As mentioned in a previous report of SHOT Show rumors, Winchester Repeating Arms is re-introducing the classic Model 1873 short rifle in 2013. Considered by some as “the gun that won the west,” the new version of the classic lever action rifle will be chambered for the .357 Magnum and will also short the mild .38 Special cartridge.
The model 1873 has an oil-finished walnut stock with a straight grip. The stock has a true-to-the-original crescent butt plate. The metal is all blued steel. The Winchester 1873 has a 20″ round barrel and a full length tubular magazine. The magazine will hold 11 .38 Special or 10 .357 Magnum cartridges.
Winchester has designed a brass carrier block so the gun ejects empty cases away from the shooter. As a guy who has caught more than one hot piece of brass on the forehead, I can appreciate any gun that throws cases away from me. Also, a new firing pin block is part of the model 1873 to help prevent any accidental discharges.
The front sight is a gold bead made by Marble Arms, while the rear sight is a semi-buckhorn. Winchester does not specify the rear sights as being made by Marble Arms, so I assume they are not. Winchester claims the action is “ultra-smooth” and is “competition ready right out of the box.”
Like almost all of Winchester’s firearms, this one is not made in the USA. Winchester’s Japan plant manufactures all of their historical guns, including the 1894. The model 1873 is manufactured outside of Kochi, Japan. I suppose it is somewhat ironic that a country with extremely strict gun control (Japan) is making guns for a US-based company. But, then, I don’t know that any of the guns being made in other countries are easily available to their own citizens.
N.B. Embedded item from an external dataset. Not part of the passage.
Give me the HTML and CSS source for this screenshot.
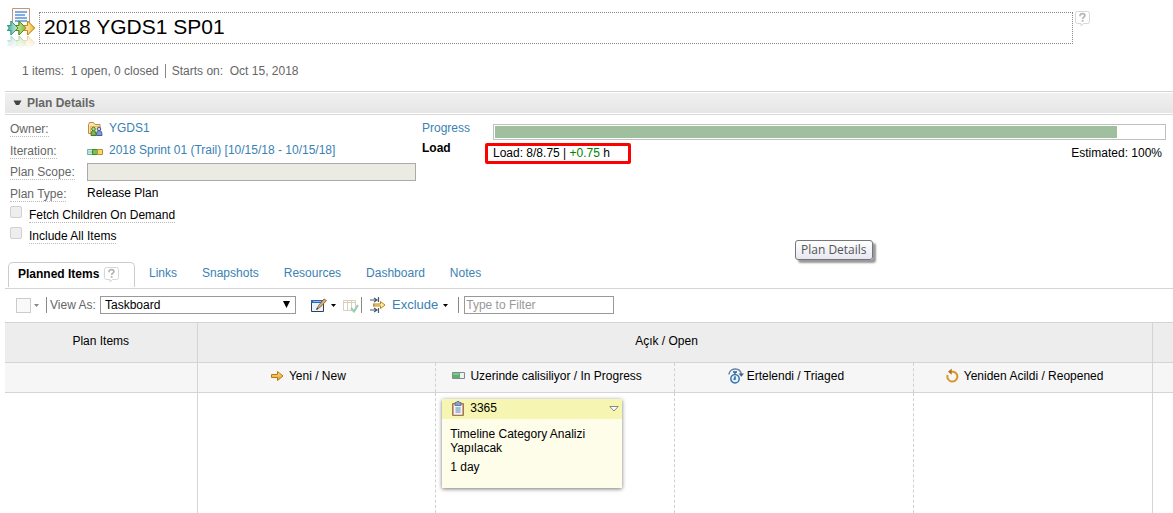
FILE: index.html
```html
<!DOCTYPE html>
<html lang="en">
<head>
<meta charset="utf-8">
<title>2018 YGDS1 SP01</title>
<link rel="stylesheet" href="styles.css">
</head>
<body>
<svg class="defs" width="0" height="0" aria-hidden="true">
  <defs>
    <linearGradient id="teal" x1="0" x2="1"><stop offset="0" stop-color="#4fb09c"/><stop offset="1" stop-color="#c9ece0"/></linearGradient>
    <linearGradient id="green" x1="0" x2="1"><stop offset="0" stop-color="#d2e9a0"/><stop offset="1" stop-color="#83b940"/></linearGradient>
    <linearGradient id="gold" x1="0" x2="1"><stop offset="0" stop-color="#fff3c4"/><stop offset="1" stop-color="#f0b93c"/></linearGradient>
    <linearGradient id="orange" x1="0" y1="0" x2="0" y2="1"><stop offset="0" stop-color="#ffe39a"/><stop offset="1" stop-color="#e09a1c"/></linearGradient>
    <linearGradient id="fade" x1="0" y1="0" x2="0" y2="1"><stop offset="0" stop-color="#fff" stop-opacity=".55"/><stop offset="1" stop-color="#fff"/></linearGradient>
    <symbol id="help" viewBox="0 0 15 16"><path d="M2.500.5h10a2 2 0 0 1 2 2v8a2 2 0 0 1-2 2H8.500L6 15v-2.500H2.500a2 2 0 0 1-2-2v-8a2 2 0 0 1 2-2z" fill="#fff" stroke="#d6d6d6"/><path d="M5 5.200V4.500C5 3.300 6 2.700 7.400 2.700s2.500.7 2.500 1.800c0 1.600-2.300 1.700-2.300 3.500M7.600 9v1.700" fill="none" stroke="#b4b4b4" stroke-width="1.700"/></symbol>
    <g id="arrows" stroke-width="1">
      <path d="M.5 5.500H4v-4.500l7 7-7 7V10.500H.5L2.500 8z" fill="url(#teal)" stroke="#369c87"/>
      <path d="M8.500 5.500H12v-4.500l7 7-7 7V10.500H8.500L11 8z" fill="url(#green)" stroke="#4c8a20"/>
      <path d="M17 5.500H20.500v-4.500l7 7-7 7V10.500H17L19 8z" fill="url(#gold)" stroke="#c38a18"/>
    </g>
  </defs>
</svg>

<header class="header">
  <svg class="plan-icon" width="28" height="42" viewBox="0 0 28 42" aria-hidden="true">
    <path d="M5.500 1.500h17v20h-17z" fill="#f6f9fd" stroke="#c29a72"/>
    <path d="M8 5h12M8 8h10M8 11h12M8 14h12" stroke="#5b93d2" stroke-width="1.500"/>
    <use href="#arrows" y="13"/>
    <use href="#arrows" transform="translate(0 44) scale(1 -1)"/>
    <path d="M0 29h28v13H0z" fill="url(#fade)"/>
    <use href="#arrows" y="13"/>
  </svg>
  <input class="title" type="text" aria-label="Plan name" value="2018 YGDS1 SP01">
  <svg class="title-help" width="15" height="16" aria-hidden="true"><use href="#help"/></svg>
</header>

<div class="summary">
  <span>1 items:&nbsp; 1 open, 0 closed</span>
  <span class="starts">Starts on:&nbsp; Oct 15, 2018</span>
</div>

<main class="main">
  <h2 class="section"><svg width="9" height="6" viewBox="0 0 9 6" aria-hidden="true"><path d="M.5.500h8L6 5H3z" fill="#444"/></svg>Plan Details</h2>

  <section class="details">
    <div class="fields">
      <div class="field"><span class="label"><span>Owner:</span></span>
        <svg width="16" height="16" viewBox="0 0 16 16" aria-hidden="true">
          <path d="M1.500 11.500v-9l1-2h4l1.500 2h5v9z" fill="#fbe6a8" stroke="#c58a3c"/><path d="M3.500 11V4.500h10" fill="none" stroke="#e6b765"/>
          <path d="M4 13.500c0-3.500.8-5 2.500-5S9 10 9 13.500z" fill="#7fb558" stroke="#447a28"/><circle cx="6.500" cy="7" r="1.800" fill="#b4d89a" stroke="#447a28"/>
          <path d="M9.500 13.500c0-3.500.8-5 2.700-5s2.800 1.500 2.800 5z" fill="#7f9bd0" stroke="#425f9c"/><circle cx="12" cy="7" r="1.800" fill="#c2d0ee" stroke="#425f9c"/>
        </svg>
        <a href="#">YGDS1</a></div>
      <div class="field"><span class="label"><span>Iteration:</span></span>
        <svg width="16" height="16" viewBox="0 0 16 16" aria-hidden="true"><path d="M.5 5.500h5v5h-5z" fill="#c6eadf" stroke="#6fb09f"/><path d="M5.500 5.500h5v5h-5z" fill="#7dbd51" stroke="#3f8a2c"/><path d="M10.500 5.500h5v5h-5z" fill="#f7d66c" stroke="#b5953a"/><path d="M0 8h5" stroke="#8ccbb9"/></svg>
        <a href="#">2018 Sprint 01 (Trail) [10/15/18 - 10/15/18]</a></div>
      <div class="field"><label class="label" for="scope"><span>Plan Scope:</span></label><input class="scope" id="scope" type="text" disabled></div>
      <div class="field"><span class="label"><span>Plan Type:</span></span><span class="value">Release Plan</span></div>
      <div class="check"><input type="checkbox" id="fetch" disabled><label for="fetch">Fetch Children On Demand</label></div>
      <div class="check"><input type="checkbox" id="all" disabled><label for="all">Include All Items</label></div>
    </div>
    <div class="status">
      <a class="status-label" href="#">Progress</a>
      <div class="bar"><div class="fill" style="width:93%"></div></div>
      <strong class="status-label">Load</strong>
      <div class="load"><span class="callout">Load: 8/8.75 | <span class="plus">+0.75</span> h</span><span class="estimated">Estimated: 100%</span></div>
    </div>
  </section>

  <nav class="tabs">
    <a class="active" href="#">Planned Items<svg width="15" height="16" aria-hidden="true"><use href="#help"/></svg></a>
    <a href="#">Links</a><a href="#">Snapshots</a><a href="#">Resources</a><a href="#">Dashboard</a><a href="#">Notes</a>
  </nav>

  <div class="toolbar">
    <button class="swatch" type="button" aria-label="Color"><span class="box"></span><svg width="5" height="3" viewBox="0 0 5 3"><path d="M0 0h5L2.500 3z" fill="#888"/></svg></button>
    <i class="sep"></i>
    <label class="view-label" for="view">View As:</label>
    <span class="select"><select id="view"><option>Taskboard</option></select><svg width="7" height="7" viewBox="0 0 7 7" aria-hidden="true"><path d="M0 0h7L3.500 7z"/></svg></span>
    <button class="edit" type="button" aria-label="Edit view">
      <svg width="16" height="15" viewBox="0 0 16 15"><path d="M.5 2.500h12v11H.5z" fill="#eaf3fb" stroke="#343f55"/><path d="M0 2h13v3H0z" fill="#2d63b5"/><path d="M2 3.500h8" stroke="#8fb7ec"/><path d="M6 11l1.500-3.500L13 1l2.500 1.500L9.500 9z" fill="#dcae76" stroke="#805b3a" stroke-width=".8"/><path d="M5 12l1-2.500L7.500 11z" fill="#333"/></svg>
      <svg class="caret" width="5" height="3" viewBox="0 0 5 3"><path d="M0 0h5L2.500 3z"/></svg>
    </button>
    <button class="columns" type="button" aria-label="Columns"><svg width="16" height="15" viewBox="0 0 16 15"><path d="M.5 2.500h12v10H.5zM.5 4.500h12M4.500 3v9M8.500 3v9" fill="none" stroke="#d8cfbd"/><path d="M8 10l3 3.500 4-6.500" fill="none" stroke="#9bcbb4" stroke-width="2"/></svg></button>
    <i class="sep"></i>
    <button class="exclude" type="button">
      <svg width="16" height="16" viewBox="0 0 16 16" aria-hidden="true"><path d="M0 3h6M0 13h6M4 1l3 2-3 2M4 11l3 2-3 2M8.500 0v5M8.500 11v5" fill="none" stroke="#4b596f" stroke-width="1.200"/><path d="M3 7h7.500V4.500L15 8l-4.500 3.500V9H3l1.500-1z" fill="#ffeaa6" stroke="#b5881c"/></svg>
      <span>Exclude</span>
      <svg class="caret" width="5" height="3" viewBox="0 0 5 3"><path d="M0 0h5L2.500 3z"/></svg>
    </button>
    <i class="sep"></i>
    <input class="filter" type="text" placeholder="Type to Filter" aria-label="Type to Filter">
  </div>

  <table class="board">
    <colgroup><col class="c-items"><col><col><col><col><col class="c-end"></colgroup>
    <thead>
      <tr class="groups"><th>Plan Items</th><th class="group-open" colspan="4">Açık / Open</th><th></th></tr>
      <tr class="states">
        <th></th>
        <th><span class="state"><svg width="13" height="16" viewBox="0 0 13 16" aria-hidden="true"><path d="M.5 6.500h6V3.500l5.500 4.500-5.500 4.500V9.500h-6z" fill="url(#orange)" stroke="#b97716"/></svg>Yeni / New</span></th>
        <th><span class="state"><svg width="13" height="16" viewBox="0 0 13 16" aria-hidden="true"><path d="M.5 4.500h12v6H.5z" fill="#eef3ef" stroke="#7c8b96"/><path d="M1 5h7v5H1z" fill="#5fb068"/><path d="M1 6h6" stroke="#a7dba8"/></svg>Uzerinde calisiliyor / In Progress</span></th>
        <th><span class="state triaged"><svg width="16" height="16" viewBox="0 0 16 16" aria-hidden="true"><path d="M1 6.500C1.500-.3 12-1.500 13.500 6.500" fill="none" stroke="#6782a6" stroke-width="1.500"/><path d="M10.500 5.500h5.500L13.300 8.700z" fill="#3d5f93"/><path d="M5 4h4M7 4v2" stroke="#23639b" stroke-width="1.300"/><circle cx="7" cy="10.800" r="4.200" fill="#e3f2fb" stroke="#2a72a8" stroke-width="1.400"/><path d="M7 8.200v3h-1.500" fill="none" stroke="#1b4f80" stroke-width="1.300"/></svg>Ertelendi / Triaged</span></th>
        <th><span class="state"><svg width="13" height="16" viewBox="0 0 13 16" aria-hidden="true"><path d="M5 3.700h2.500A5 5 0 1 1 1.600 7" fill="none" stroke="#d99528" stroke-width="2"/><path d="M2 3.700L5.700.5v6.300z" fill="#b96f1c"/></svg>Yeniden Acildi / Reopened</span></th>
        <th></th>
      </tr>
    </thead>
    <tbody>
      <tr class="lane">
        <td></td><td></td>
        <td>
          <article class="card">
            <div class="card-head">
              <svg width="14" height="16" viewBox="0 0 14 16" aria-hidden="true"><path d="M1.500 2.500h11v12h-11z" fill="#d6a77a" stroke="#9c7a5b"/><path d="M3 4h8v9.500H3z" fill="#edf3fb"/><path d="M4.500 7h5M4.500 9h5M4.500 11h5" stroke="#6480b0"/><path d="M4 1.500h1.500L6 .5h2l.5 1H10v3H4z" fill="#8b9ec3" stroke="#536890" stroke-width=".8"/></svg>
              <span>3365</span>
              <button class="menu" type="button" aria-label="Menu"><svg width="10" height="6" viewBox="0 0 10 6"><path d="M.8.500h8.400L5 5z" fill="#fff" stroke="#888"/></svg></button>
            </div>
            <div class="card-body"><p>Timeline Category Analizi Yapılacak</p><p>1 day</p></div>
          </article>
        </td>
        <td></td><td></td><td></td>
      </tr>
    </tbody>
  </table>
</main>
<div class="tooltip" role="tooltip">Plan Details</div>
</body>
</html>
```
FILE: styles.css
```css
* { box-sizing: border-box; }
html, body { height: 100%; }
body {
  margin: 0;
  background: #fff;
  color: #000;
  font: 12px/14px "Liberation Sans", Arial, sans-serif;
  display: flex;
  flex-direction: column;
  overflow: hidden;
}
a { color: #3a82b4; text-decoration: none; }
button { border: 0; padding: 0; background: none; font: inherit; color: inherit; display: flex; align-items: center; }
input, select { font: inherit; }
svg { display: block; flex: none; }
.defs { position: absolute; }

.header { display: flex; align-items: flex-start; padding: 7px 83px 0 7px; height: 56px; }
.plan-icon { margin-right: 4px; }
.title {
  flex: 1;
  min-width: 0;
  height: 32px;
  margin: 5px 2px 0 0;
  padding: 0 4px 3px;
  border: 1px dotted #888;
  font-size: 21px;
  outline: 0;
}
.title-help { margin-top: 4px; }

.summary { display: flex; height: 35px; padding: 8px 22px 0; color: #666; }
.starts { margin-left: 6px; padding-left: 6px; border-left: 1px solid #888; height: 14px; }

.main { margin-left: 5px; flex: 1; display: flex; flex-direction: column; }
.section {
  display: flex;
  align-items: center;
  gap: 5px;
  margin: 0;
  height: 24px;
  padding: 1px 0 0 8px;
  border-top: 1px solid #d4d4d4;
  border-bottom: 1px solid #d9d9d9;
  background: linear-gradient(#f1f1f1, #e5e5e5);
  box-shadow: inset 0 1px #fff, inset 0 -1px #fff;
  color: #666;
  font-size: 12px;
}

.details { display: flex; padding-top: 7px; height: 147px; }
.fields { width: 417px; padding-left: 5px; }
.field { display: flex; align-items: flex-start; height: 22px; }
.field:nth-child(even) { height: 21px; }
.label { width: 77px; color: #666; }
.label span { display: inline-block; height: 15px; border-bottom: 1px dotted #bbb; }
.field a { margin-left: 6px; }
.scope { width: 329px; height: 18px; margin-top: -2px; border: 1px solid #aaa; background: #ebebe4; }
.field .value, .field a { margin-top: -1px; }
.check { display: flex; align-items: flex-start; height: 21px; }
.check input {
  appearance: none;
  width: 12px;
  height: 12px;
  margin: -2px 7px 0 0;
  border: 1px solid #d0d0d0;
  border-radius: 2px;
  background: #eee;
}
.check label { height: 15px; border-bottom: 1px dotted #bbb; }

.status {
  flex: 1;
  display: grid;
  grid-template-columns: 71px 1fr;
  grid-template-rows: 20px 20px;
  padding-right: 7px;
  align-items: start;
}
.status-label { margin-top: -1px; }
.bar { height: 16px; margin-top: 2px; padding: 1px; border: 1px solid #c0c0c0; }
.fill { height: 100%; background: #9fbf9f; }
.load { display: flex; justify-content: space-between; }
.callout { margin: 1px 0 0 -8px; width: 146px; padding: 0 5px; height: 21px; line-height: 15px; border: 3px solid #f00; border-radius: 2px; white-space: nowrap; }
.estimated { padding: 4px 4px 0 0; }
.plus { color: #008000; }

.tabs { display: flex; height: 27px; border-bottom: 1px solid #d4d4d4; padding-left: 3px; }
.tabs a { margin-right: 25px; padding-top: 4px; }
.tabs .active {
  display: flex;
  gap: 5px;
  width: 127px;
  height: 25px;
  margin-right: 14px;
  padding-left: 9px;
  border: 1px solid #ccc;
  border-bottom: 0;
  border-radius: 5px 5px 0 0;
  color: #000;
  font-weight: bold;
}

.toolbar { display: flex; align-items: center; height: 33px; padding-left: 11px; }
.swatch { gap: 3px; }
.box { width: 15px; height: 15px; border: 1px solid #ccc; background: #f9f9f9; }
.sep { width: 1px; height: 16px; background: #888; }
.swatch + .sep { margin: 0 3px 0 7px; }
.view-label { width: 50px; color: #666; }
.select { position: relative; width: 196px; }
.select select { appearance: none; width: 100%; height: 18px; padding: 0 4px; border: 1px solid #999; border-radius: 0; background: #fff; display: block; color: #000; }
.select svg { position: absolute; right: 6px; top: 5px; pointer-events: none; }
.edit { margin-left: 15px; gap: 4px; }
.columns { margin: 0 2px 0 7px; }
.exclude { margin: 0 10px 0 8px; color: #3a82b4; font-size: 13px; }
.exclude span { margin: 0 5px 0 6px; }
.caret { fill: #000; }
.filter { width: 150px; height: 18px; margin-left: 5px; padding: 0 1px; border: 1px solid #999; }
.filter::placeholder { color: #999; }

.board { width: 100%; flex: 1; table-layout: fixed; border-collapse: collapse; }
.c-items { width: 192px; }
.c-end { width: 21px; }
.board th { padding: 0; font-weight: normal; border-top: 1px solid #d4d4d4; }
.board th, .board td { border-left: 1px solid #d4d4d4; }
.board th:first-child, .board td:first-child { border-left: 0; }
.groups { height: 40px; background: #ededed; }
.groups th { padding-bottom: 3px; }
.groups .group-open { padding-right: 16px; }
.states { height: 30px; background: #f6f6f6; }
.states th { padding: 0 16px 2px 0; }
.board .states th:nth-child(n+3):nth-child(-n+5),
.board td:nth-child(n+3):nth-child(-n+5) { border-left: 1px dashed #d0d0d0; }
.lane td { height: 121px; padding: 6px; vertical-align: top; border-top: 1px solid #d4d4d4; }
.state { display: flex; align-items: center; justify-content: center; gap: 5px; white-space: nowrap; }
.triaged { gap: 3px; }

.card { width: 180px; height: 89px; background: #fdfdea; box-shadow: 0 1px 4px #777; }
.card-head { display: flex; align-items: center; height: 20px; padding: 0 3px 0 9px; background: #f6f6b2; }
.card-head span { margin: 0 auto 2px 5px; }
.card-body { padding: 8px 8px 0; }
.card-body p { margin: 0 0 5px; }

.tooltip {
  position: absolute;
  left: 795px;
  top: 240px;
  padding: 2px 5px;
  border: 1px solid #767676;
  border-radius: 3px;
  background: linear-gradient(#fff, #e6e7f2);
  box-shadow: 3px 3px 2px #999;
  color: #555;
  font-family: "Open Sans", sans-serif;
  line-height: 14px;
}
```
Winchester Model 1873 Specifications:
- model: 1873
- caliber: .357 Magnum/.38 Special
- capacity: 10 rounds (.357 Magnum), 11 rounds (.38 Special)
- barrel length: 20″
- overall length: 39″
- length of pull: 13″
- weight: 7.25 pounds
- stock: oil-finished walnut, straight grip
- sights: rear semi-buckhorn, Marble Arms front gold bead
- MSRP: $1,299.99
While the semi-buckhorn rear sights are original to that era, I can’t help but laughing recalling a forum thread on them in which on commenter stated they were a “tool of the devil” that had been used to protect deer from being shot. While that is an extreme exaggeration (or is it?), I can certainly appreciate the sentiment.